HLA-DQ2 - in Coeliac Disease - DQ2.2 and Gluten

DQ2.2 and Gluten

DQ2.2 does not produce all the necessary subunits to efficiently present the most pathogenic gluten proteins to the immune system. With the DQ2.2 isoform (DQ α2-β2), polar substitutions (amino acids such as asparagine, glutamine, glycine, serine, and threonine) are not bound well to DQ2.2. The gliadin peptides that bind DQ2.5 are enriched in the amino acid glutamine. Since the β2 provides half the structural information for gluten presentation, other haplotypes might provide the rest. Such haplotypes are known to exist and these haplotypes confer different risk on DQ2.2. DQ2.2 however can present less pathogenic epitopes such as proteolytic peptides of gamma-gliadin. This appears to be the mediator of disease in 1% of coeliacs that are homozygotes for DQ2.2.

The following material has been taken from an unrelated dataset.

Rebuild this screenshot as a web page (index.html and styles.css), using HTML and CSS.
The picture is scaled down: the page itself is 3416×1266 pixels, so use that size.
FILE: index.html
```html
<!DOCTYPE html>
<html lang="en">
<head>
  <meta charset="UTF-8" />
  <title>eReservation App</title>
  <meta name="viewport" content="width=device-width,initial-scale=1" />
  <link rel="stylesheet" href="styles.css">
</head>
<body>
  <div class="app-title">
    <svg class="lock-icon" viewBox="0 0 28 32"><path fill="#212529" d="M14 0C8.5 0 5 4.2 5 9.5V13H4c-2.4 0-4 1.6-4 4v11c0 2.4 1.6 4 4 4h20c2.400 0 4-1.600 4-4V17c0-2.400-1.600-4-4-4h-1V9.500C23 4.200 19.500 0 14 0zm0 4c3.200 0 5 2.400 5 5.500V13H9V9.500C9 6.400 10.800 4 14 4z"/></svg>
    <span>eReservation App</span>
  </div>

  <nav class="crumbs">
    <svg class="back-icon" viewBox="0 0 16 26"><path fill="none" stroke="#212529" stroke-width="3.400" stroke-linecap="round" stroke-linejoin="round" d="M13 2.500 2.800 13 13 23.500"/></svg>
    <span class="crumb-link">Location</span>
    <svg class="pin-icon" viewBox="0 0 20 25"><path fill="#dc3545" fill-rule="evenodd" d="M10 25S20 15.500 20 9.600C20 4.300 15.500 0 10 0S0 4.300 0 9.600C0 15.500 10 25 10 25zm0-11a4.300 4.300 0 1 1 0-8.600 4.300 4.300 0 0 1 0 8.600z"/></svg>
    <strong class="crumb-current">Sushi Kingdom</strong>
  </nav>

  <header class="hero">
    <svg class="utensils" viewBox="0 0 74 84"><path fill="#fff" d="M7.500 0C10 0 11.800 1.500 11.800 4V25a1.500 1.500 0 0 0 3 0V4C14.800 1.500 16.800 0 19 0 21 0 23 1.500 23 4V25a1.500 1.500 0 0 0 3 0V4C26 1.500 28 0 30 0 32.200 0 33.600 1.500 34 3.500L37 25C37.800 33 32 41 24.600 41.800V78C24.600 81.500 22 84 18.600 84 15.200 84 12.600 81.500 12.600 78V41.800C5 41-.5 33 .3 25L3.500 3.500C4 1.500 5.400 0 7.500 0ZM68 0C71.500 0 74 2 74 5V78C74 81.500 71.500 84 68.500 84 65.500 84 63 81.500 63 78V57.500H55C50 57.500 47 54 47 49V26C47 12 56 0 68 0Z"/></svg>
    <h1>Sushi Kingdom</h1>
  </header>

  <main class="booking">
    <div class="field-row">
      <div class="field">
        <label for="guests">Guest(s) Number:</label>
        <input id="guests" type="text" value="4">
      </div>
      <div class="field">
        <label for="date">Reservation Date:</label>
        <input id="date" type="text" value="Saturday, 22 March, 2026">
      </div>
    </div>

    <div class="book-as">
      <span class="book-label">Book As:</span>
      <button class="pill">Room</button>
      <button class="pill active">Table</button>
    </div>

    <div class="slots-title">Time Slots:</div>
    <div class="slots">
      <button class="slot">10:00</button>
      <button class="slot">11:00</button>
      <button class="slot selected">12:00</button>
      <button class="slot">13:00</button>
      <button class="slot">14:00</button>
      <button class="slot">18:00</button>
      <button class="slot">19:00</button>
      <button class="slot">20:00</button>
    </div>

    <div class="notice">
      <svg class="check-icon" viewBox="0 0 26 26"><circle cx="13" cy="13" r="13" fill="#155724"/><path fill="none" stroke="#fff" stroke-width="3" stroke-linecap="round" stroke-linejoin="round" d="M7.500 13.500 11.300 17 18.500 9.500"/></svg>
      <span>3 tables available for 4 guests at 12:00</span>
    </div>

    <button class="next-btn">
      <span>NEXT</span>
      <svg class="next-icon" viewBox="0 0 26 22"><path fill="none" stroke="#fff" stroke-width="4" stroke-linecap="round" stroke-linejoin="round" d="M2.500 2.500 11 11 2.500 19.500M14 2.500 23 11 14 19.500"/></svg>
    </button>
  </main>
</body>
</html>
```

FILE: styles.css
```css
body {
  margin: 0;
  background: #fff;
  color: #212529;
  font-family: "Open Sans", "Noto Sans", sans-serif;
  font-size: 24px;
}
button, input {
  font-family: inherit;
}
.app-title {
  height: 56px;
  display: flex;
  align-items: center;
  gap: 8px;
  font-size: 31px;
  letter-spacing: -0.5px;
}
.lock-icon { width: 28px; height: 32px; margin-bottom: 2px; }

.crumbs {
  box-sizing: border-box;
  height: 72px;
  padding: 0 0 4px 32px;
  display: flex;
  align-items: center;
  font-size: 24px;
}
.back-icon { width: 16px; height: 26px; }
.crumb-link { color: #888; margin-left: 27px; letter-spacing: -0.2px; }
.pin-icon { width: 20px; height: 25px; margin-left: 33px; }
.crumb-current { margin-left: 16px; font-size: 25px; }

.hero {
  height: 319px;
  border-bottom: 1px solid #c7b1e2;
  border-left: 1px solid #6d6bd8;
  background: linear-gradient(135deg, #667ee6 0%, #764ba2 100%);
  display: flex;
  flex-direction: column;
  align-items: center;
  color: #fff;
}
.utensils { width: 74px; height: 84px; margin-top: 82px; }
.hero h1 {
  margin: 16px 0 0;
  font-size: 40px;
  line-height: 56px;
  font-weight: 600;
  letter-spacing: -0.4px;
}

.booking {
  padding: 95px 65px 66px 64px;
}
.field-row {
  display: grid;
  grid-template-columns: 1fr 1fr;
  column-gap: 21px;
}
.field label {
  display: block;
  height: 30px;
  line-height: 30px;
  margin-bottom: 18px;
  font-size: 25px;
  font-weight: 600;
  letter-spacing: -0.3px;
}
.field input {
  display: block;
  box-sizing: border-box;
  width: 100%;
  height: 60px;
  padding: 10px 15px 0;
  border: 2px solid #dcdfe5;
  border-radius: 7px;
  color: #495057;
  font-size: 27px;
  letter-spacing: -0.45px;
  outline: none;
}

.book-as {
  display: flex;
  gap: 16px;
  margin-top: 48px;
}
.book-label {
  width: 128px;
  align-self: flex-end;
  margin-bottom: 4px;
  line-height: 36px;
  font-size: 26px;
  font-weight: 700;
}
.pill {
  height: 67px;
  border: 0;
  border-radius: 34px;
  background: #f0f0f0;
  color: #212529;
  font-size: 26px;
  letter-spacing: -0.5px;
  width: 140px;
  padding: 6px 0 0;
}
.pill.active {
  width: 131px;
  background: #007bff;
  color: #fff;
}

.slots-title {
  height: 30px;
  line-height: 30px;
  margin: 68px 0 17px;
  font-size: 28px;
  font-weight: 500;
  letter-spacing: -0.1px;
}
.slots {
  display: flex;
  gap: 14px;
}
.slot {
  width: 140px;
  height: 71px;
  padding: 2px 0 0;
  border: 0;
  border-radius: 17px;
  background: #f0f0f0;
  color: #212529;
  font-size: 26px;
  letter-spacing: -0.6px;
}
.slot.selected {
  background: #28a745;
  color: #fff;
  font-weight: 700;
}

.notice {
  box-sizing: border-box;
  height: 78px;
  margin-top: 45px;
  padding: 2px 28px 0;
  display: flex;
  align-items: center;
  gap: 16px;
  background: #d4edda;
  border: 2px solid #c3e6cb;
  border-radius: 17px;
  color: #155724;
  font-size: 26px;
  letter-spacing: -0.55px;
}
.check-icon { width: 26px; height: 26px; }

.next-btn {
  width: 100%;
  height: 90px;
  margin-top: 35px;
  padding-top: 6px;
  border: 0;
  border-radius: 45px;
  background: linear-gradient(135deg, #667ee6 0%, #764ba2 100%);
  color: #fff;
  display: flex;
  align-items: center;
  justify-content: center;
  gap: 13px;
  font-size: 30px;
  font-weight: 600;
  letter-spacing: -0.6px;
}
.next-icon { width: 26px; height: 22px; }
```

The DQ2.2/DQ7.5 phenotype. Also called DQ2.5trans in some publications. DQ7.5 haplotype is the DQA1*0505:DQB1*0301 haplotype. The DQA1*0505 allele is similar to the DQA1*0501 allele of the DQ2.5 haplotype. When DQA1*0505 or DQA1*0501 gene products are processed to the cell surface they become α5. The gene products of DQB1*0202 and DQB1*0201 are almost identical and function similarly. As a result one isoform produced by the phenotype of two haplotypes, DQ2.2/DQ7.5, is HLA DQ α5β2. A small percentage of coeliac disease patients have this haplotype. The other 3 isoforms are α2β2(DQ2.2), α2β7 (DQ7.2), and α5β7 (DQ7.5).

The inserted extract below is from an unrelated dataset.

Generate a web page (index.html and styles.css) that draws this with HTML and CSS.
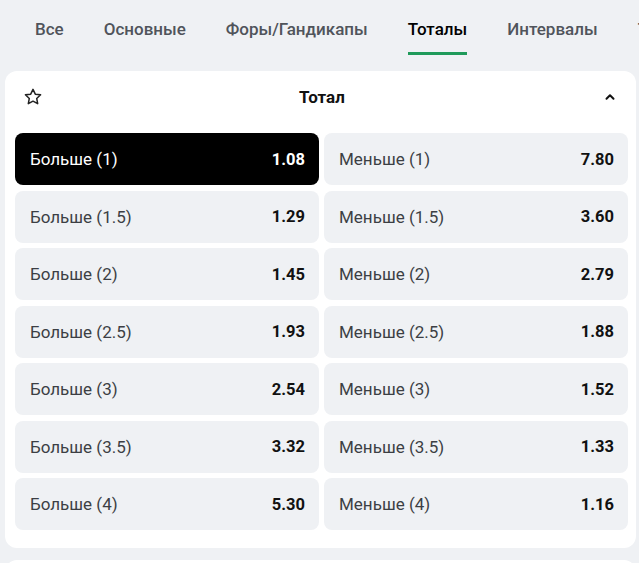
FILE: index.html
```html
<!DOCTYPE html>
<html lang="ru">
<head>
<meta charset="utf-8">
<link rel="stylesheet" href="styles.css">
</head>
<body>
<nav class="tabs">
  <div class="tab">Все</div>
  <div class="tab">Основные</div>
  <div class="tab">Форы/Гандикапы</div>
  <div class="tab active">Тоталы</div>
  <div class="tab">Интервалы</div>
  <div class="tab">Тайм</div>
</nav>
<section class="card">
  <header class="card-head">
    <svg class="star" width="20" height="20" viewBox="0 0 24 24"><path d="M12 2.8l2.75 5.8 6.35.78-4.67 4.38 1.2 6.3L12 16.98 6.37 20.06l1.2-6.3L2.9 9.38l6.35-.78z" fill="none" stroke="#222" stroke-width="1.8" stroke-linejoin="round"/></svg>
    <h2 class="title">Тотал</h2>
    <svg class="chev" width="12" height="12" viewBox="0 0 12 12"><path d="M2.5 7.8L6 4.3l3.5 3.5" fill="none" stroke="#111" stroke-width="2" stroke-linecap="round" stroke-linejoin="round"/></svg>
  </header>
  <div class="grid">
    <div class="odd selected"><span class="lbl">Больше (1)</span><span class="val">1.08</span></div>
    <div class="odd"><span class="lbl">Меньше (1)</span><span class="val">7.80</span></div>
    <div class="odd"><span class="lbl">Больше (1.5)</span><span class="val">1.29</span></div>
    <div class="odd"><span class="lbl">Меньше (1.5)</span><span class="val">3.60</span></div>
    <div class="odd"><span class="lbl">Больше (2)</span><span class="val">1.45</span></div>
    <div class="odd"><span class="lbl">Меньше (2)</span><span class="val">2.79</span></div>
    <div class="odd"><span class="lbl">Больше (2.5)</span><span class="val">1.93</span></div>
    <div class="odd"><span class="lbl">Меньше (2.5)</span><span class="val">1.88</span></div>
    <div class="odd"><span class="lbl">Больше (3)</span><span class="val">2.54</span></div>
    <div class="odd"><span class="lbl">Меньше (3)</span><span class="val">1.52</span></div>
    <div class="odd"><span class="lbl">Больше (3.5)</span><span class="val">3.32</span></div>
    <div class="odd"><span class="lbl">Меньше (3.5)</span><span class="val">1.33</span></div>
    <div class="odd"><span class="lbl">Больше (4)</span><span class="val">5.30</span></div>
    <div class="odd"><span class="lbl">Меньше (4)</span><span class="val">1.16</span></div>
  </div>
</section>
<section class="card next"></section>
</body>
</html>
```

FILE: styles.css
```css
html, body {
  margin: 0;
  padding: 0;
  background: #eff1f4;
  font-family: Roboto, "Liberation Sans", Arial, sans-serif;
  overflow: hidden;
}
.tabs {
  display: flex;
  gap: 40px;
  padding-left: 35px;
  height: 71px;
  white-space: nowrap;
  overflow: hidden;
}
.tab {
  padding-top: 19px;
  font-size: 17px;
  line-height: 20px;
  font-weight: 500;
  color: #50545b;
  box-sizing: border-box;
  height: 55px;
  border-bottom: 3px solid transparent;
  flex: none;
}
.tab.active {
  color: #000;
  border-bottom-color: #1f9a5a;
}
.card {
  background: #fff;
  border-radius: 12px;
  margin-left: 5px;
  width: 631px;
  box-sizing: border-box;
}
.card-head {
  height: 52px;
  display: grid;
  grid-template-columns: 1fr auto 1fr;
  align-items: center;
  padding: 0 20px 0 23px;
}
.star { display: block; margin-left: -5px; }
.chev { display: block; justify-self: end; }
.title {
  margin: 0;
  font-size: 17px;
  font-weight: 700;
  color: #111;
}
.grid {
  display: grid;
  grid-template-columns: 1fr 1fr;
  grid-auto-rows: 52px;
  column-gap: 5px;
  row-gap: 5.5px;
  padding: 10px 8px 18px 10px;
}
.odd {
  background: #eff1f4;
  border-radius: 8px;
  display: flex;
  align-items: center;
  justify-content: space-between;
  padding: 0 14px 0 15px;
  font-size: 17px;
}
.lbl { color: #3c3f44; }
.val { color: #111; font-weight: 700; font-size: 16.5px; }
.odd.selected { background: #000; }
.odd.selected .lbl, .odd.selected .val { color: #fff; }
.card.next {
  margin-top: 12px;
  height: 40px;
}
```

DQ2.2/DQ2.5. Random pairing of heterologous DQ alpha and beta isoforms produces 4 different isoforms at 1:1:1:1 ratios. The fraction of DQ2.5 can be 25%. In the case of this phenotype, HLA DQB1*02 alleles are encoded by both chromosome 6 (maternal and paternal derived). Since DQB1*0201 and *0202 function similarly, only two types of isoforms can be produced and the ratio becomes 1:1. This increases the random number of isoforms from 25% to 50% that can cause disease, and as a result increases risk of celiac disease and probably increases risk of severe complications such as refractory celiac disease and lymphoma. These partial homozygotes in the Dutch CD population are approximately 20%, as compared to a randomly expected 3% indicating a sevenfold enrichment.

DQ2.2/DQ8. Among DQ8 positive celiacs without DQ2.5, 1/3 bear DQ2.2 haplotype, about 3 fold higher than random expectation.

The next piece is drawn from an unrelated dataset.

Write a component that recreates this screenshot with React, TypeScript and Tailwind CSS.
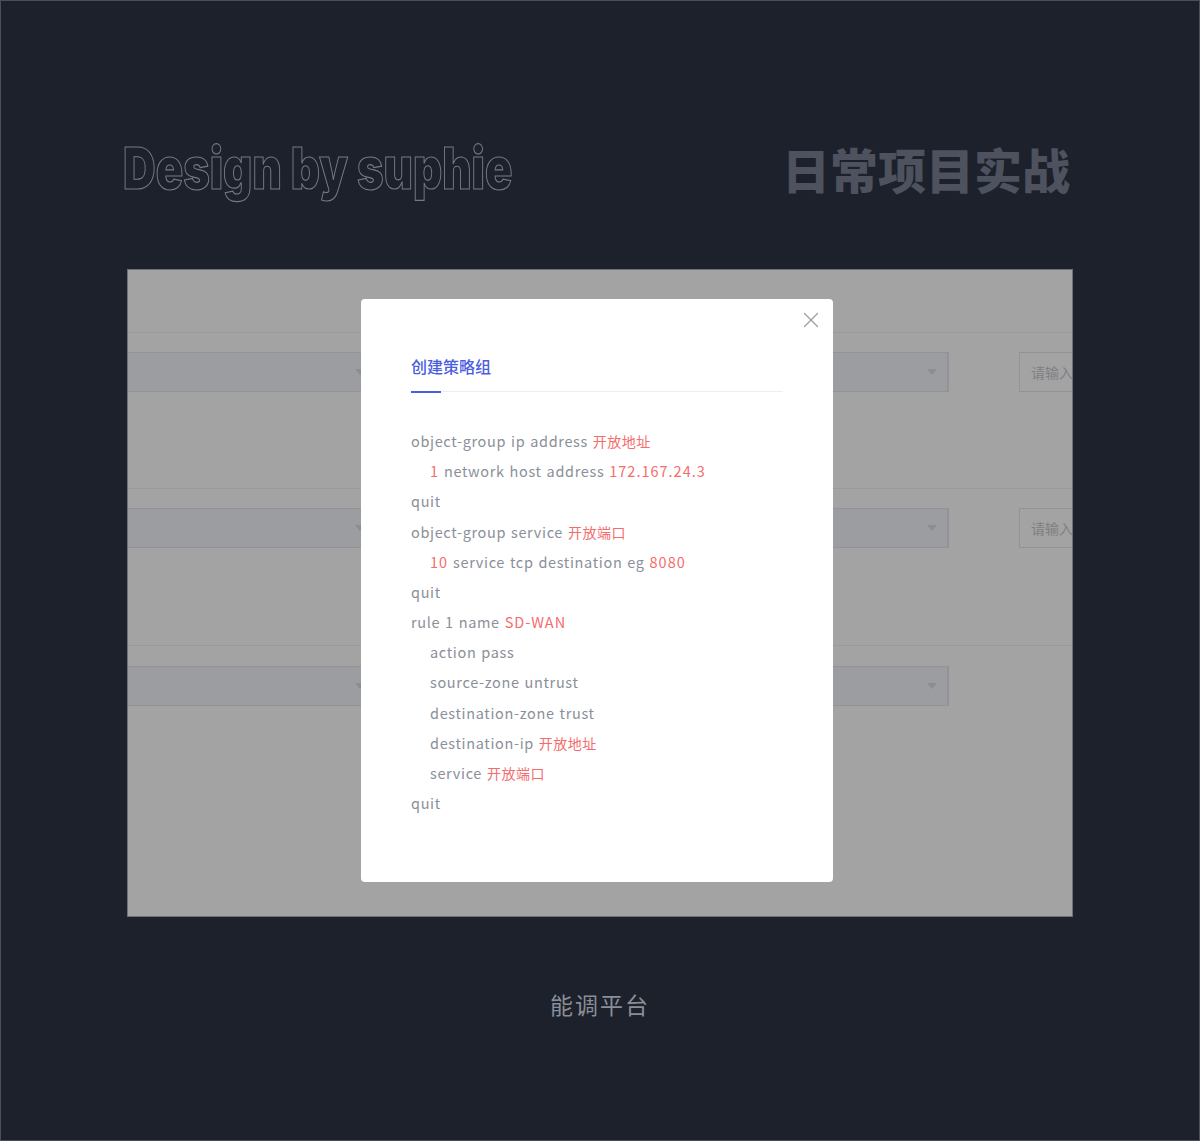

DQ2.2/DQ2.2 DQ2.2 homozygotes represent about 1.1% of the celiac population, this is not high relative to controls, but it is very high with the DQ2.5(isoform)-,DQ8-,DQ2+ cohort at 30%. The random expectation is much lower. This fraction of coeliacs is important because they can only produce α2β2 and are useful for determining the role of DQ2.2 in coeliac disease.